### DESCRIPTION OF THE TASK
Pictures stay out of the copy; restate everything else in the material exactly.

### STORED DATA
·····

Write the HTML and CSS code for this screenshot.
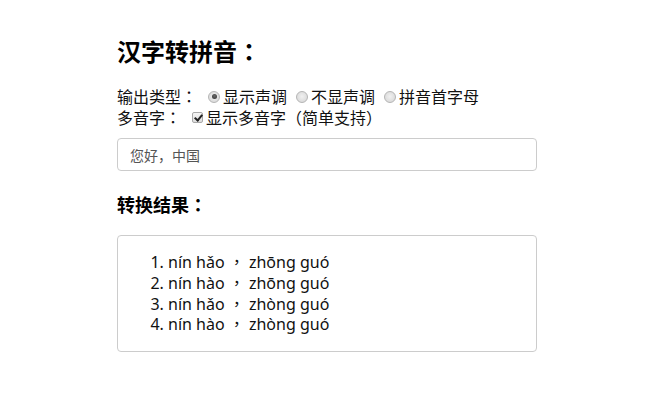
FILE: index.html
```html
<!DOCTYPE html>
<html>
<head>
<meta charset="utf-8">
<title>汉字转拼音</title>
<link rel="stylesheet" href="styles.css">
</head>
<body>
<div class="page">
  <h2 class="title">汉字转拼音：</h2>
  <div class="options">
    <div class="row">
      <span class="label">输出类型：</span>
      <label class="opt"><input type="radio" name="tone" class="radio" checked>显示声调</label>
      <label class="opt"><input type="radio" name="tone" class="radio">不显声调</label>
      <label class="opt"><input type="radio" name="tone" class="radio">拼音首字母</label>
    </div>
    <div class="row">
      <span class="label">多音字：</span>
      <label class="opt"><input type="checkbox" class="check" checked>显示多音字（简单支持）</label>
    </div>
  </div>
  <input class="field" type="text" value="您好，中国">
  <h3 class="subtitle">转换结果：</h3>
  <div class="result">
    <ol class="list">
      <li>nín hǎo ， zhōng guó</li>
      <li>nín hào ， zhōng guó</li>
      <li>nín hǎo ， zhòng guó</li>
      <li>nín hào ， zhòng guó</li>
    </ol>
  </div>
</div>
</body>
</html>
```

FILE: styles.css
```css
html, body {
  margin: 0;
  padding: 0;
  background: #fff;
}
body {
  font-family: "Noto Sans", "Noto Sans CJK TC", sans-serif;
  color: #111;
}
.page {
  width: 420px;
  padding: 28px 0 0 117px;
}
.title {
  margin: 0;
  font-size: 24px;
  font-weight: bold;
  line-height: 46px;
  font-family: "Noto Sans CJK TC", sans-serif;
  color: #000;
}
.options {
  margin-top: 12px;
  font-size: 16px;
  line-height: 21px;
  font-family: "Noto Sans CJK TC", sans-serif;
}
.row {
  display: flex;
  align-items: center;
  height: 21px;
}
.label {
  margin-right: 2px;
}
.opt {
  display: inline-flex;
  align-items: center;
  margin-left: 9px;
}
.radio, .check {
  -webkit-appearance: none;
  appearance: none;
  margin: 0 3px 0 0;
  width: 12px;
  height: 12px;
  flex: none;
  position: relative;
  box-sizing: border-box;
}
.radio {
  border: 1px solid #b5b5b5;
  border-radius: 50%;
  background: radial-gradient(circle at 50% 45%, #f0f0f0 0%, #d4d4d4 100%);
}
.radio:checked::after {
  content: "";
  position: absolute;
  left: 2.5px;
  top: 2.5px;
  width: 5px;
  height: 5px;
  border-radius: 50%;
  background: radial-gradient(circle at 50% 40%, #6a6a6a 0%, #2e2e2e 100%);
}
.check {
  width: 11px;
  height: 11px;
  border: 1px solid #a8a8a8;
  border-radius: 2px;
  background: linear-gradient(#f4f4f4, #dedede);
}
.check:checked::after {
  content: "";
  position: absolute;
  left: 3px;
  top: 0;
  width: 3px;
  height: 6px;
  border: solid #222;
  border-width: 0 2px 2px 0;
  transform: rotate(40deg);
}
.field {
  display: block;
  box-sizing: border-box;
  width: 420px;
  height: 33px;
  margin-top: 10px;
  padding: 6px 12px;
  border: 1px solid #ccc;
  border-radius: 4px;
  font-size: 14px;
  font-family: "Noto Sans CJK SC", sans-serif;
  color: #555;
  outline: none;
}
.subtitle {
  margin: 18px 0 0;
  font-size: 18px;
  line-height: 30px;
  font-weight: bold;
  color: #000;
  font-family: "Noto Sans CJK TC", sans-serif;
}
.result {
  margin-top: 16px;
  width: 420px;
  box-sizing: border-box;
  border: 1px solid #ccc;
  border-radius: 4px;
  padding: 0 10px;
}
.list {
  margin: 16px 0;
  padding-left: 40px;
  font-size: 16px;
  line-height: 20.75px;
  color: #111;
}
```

·····

### SOLUTION TO THE PROBLEM
Write the HTML and CSS code for this screenshot.
FILE: index.html
```html
<!DOCTYPE html>
<html>
<head>
<meta charset="utf-8">
<title>汉字转拼音</title>
<link rel="stylesheet" href="styles.css">
</head>
<body>
<div class="page">
  <h2 class="title">汉字转拼音：</h2>
  <div class="options">
    <div class="row">
      <span class="label">输出类型：</span>
      <label class="opt"><input type="radio" name="tone" class="radio" checked>显示声调</label>
      <label class="opt"><input type="radio" name="tone" class="radio">不显声调</label>
      <label class="opt"><input type="radio" name="tone" class="radio">拼音首字母</label>
    </div>
    <div class="row">
      <span class="label">多音字：</span>
      <label class="opt"><input type="checkbox" class="check" checked>显示多音字（简单支持）</label>
    </div>
  </div>
  <input class="field" type="text" value="您好，中国">
  <h3 class="subtitle">转换结果：</h3>
  <div class="result">
    <ol class="list">
      <li>nín hǎo ， zhōng guó</li>
      <li>nín hào ， zhōng guó</li>
      <li>nín hǎo ， zhòng guó</li>
      <li>nín hào ， zhòng guó</li>
    </ol>
  </div>
</div>
</body>
</html>
```

FILE: styles.css
```css
html, body {
  margin: 0;
  padding: 0;
  background: #fff;
}
body {
  font-family: "Noto Sans", "Noto Sans CJK TC", sans-serif;
  color: #111;
}
.page {
  width: 420px;
  padding: 28px 0 0 117px;
}
.title {
  margin: 0;
  font-size: 24px;
  font-weight: bold;
  line-height: 46px;
  font-family: "Noto Sans CJK TC", sans-serif;
  color: #000;
}
.options {
  margin-top: 12px;
  font-size: 16px;
  line-height: 21px;
  font-family: "Noto Sans CJK TC", sans-serif;
}
.row {
  display: flex;
  align-items: center;
  height: 21px;
}
.label {
  margin-right: 2px;
}
.opt {
  display: inline-flex;
  align-items: center;
  margin-left: 9px;
}
.radio, .check {
  -webkit-appearance: none;
  appearance: none;
  margin: 0 3px 0 0;
  width: 12px;
  height: 12px;
  flex: none;
  position: relative;
  box-sizing: border-box;
}
.radio {
  border: 1px solid #b5b5b5;
  border-radius: 50%;
  background: radial-gradient(circle at 50% 45%, #f0f0f0 0%, #d4d4d4 100%);
}
.radio:checked::after {
  content: "";
  position: absolute;
  left: 2.5px;
  top: 2.5px;
  width: 5px;
  height: 5px;
  border-radius: 50%;
  background: radial-gradient(circle at 50% 40%, #6a6a6a 0%, #2e2e2e 100%);
}
.check {
  width: 11px;
  height: 11px;
  border: 1px solid #a8a8a8;
  border-radius: 2px;
  background: linear-gradient(#f4f4f4, #dedede);
}
.check:checked::after {
  content: "";
  position: absolute;
  left: 3px;
  top: 0;
  width: 3px;
  height: 6px;
  border: solid #222;
  border-width: 0 2px 2px 0;
  transform: rotate(40deg);
}
.field {
  display: block;
  box-sizing: border-box;
  width: 420px;
  height: 33px;
  margin-top: 10px;
  padding: 6px 12px;
  border: 1px solid #ccc;
  border-radius: 4px;
  font-size: 14px;
  font-family: "Noto Sans CJK SC", sans-serif;
  color: #555;
  outline: none;
}
.subtitle {
  margin: 18px 0 0;
  font-size: 18px;
  line-height: 30px;
  font-weight: bold;
  color: #000;
  font-family: "Noto Sans CJK TC", sans-serif;
}
.result {
  margin-top: 16px;
  width: 420px;
  box-sizing: border-box;
  border: 1px solid #ccc;
  border-radius: 4px;
  padding: 0 10px;
}
.list {
  margin: 16px 0;
  padding-left: 40px;
  font-size: 16px;
  line-height: 20.75px;
  color: #111;
}
```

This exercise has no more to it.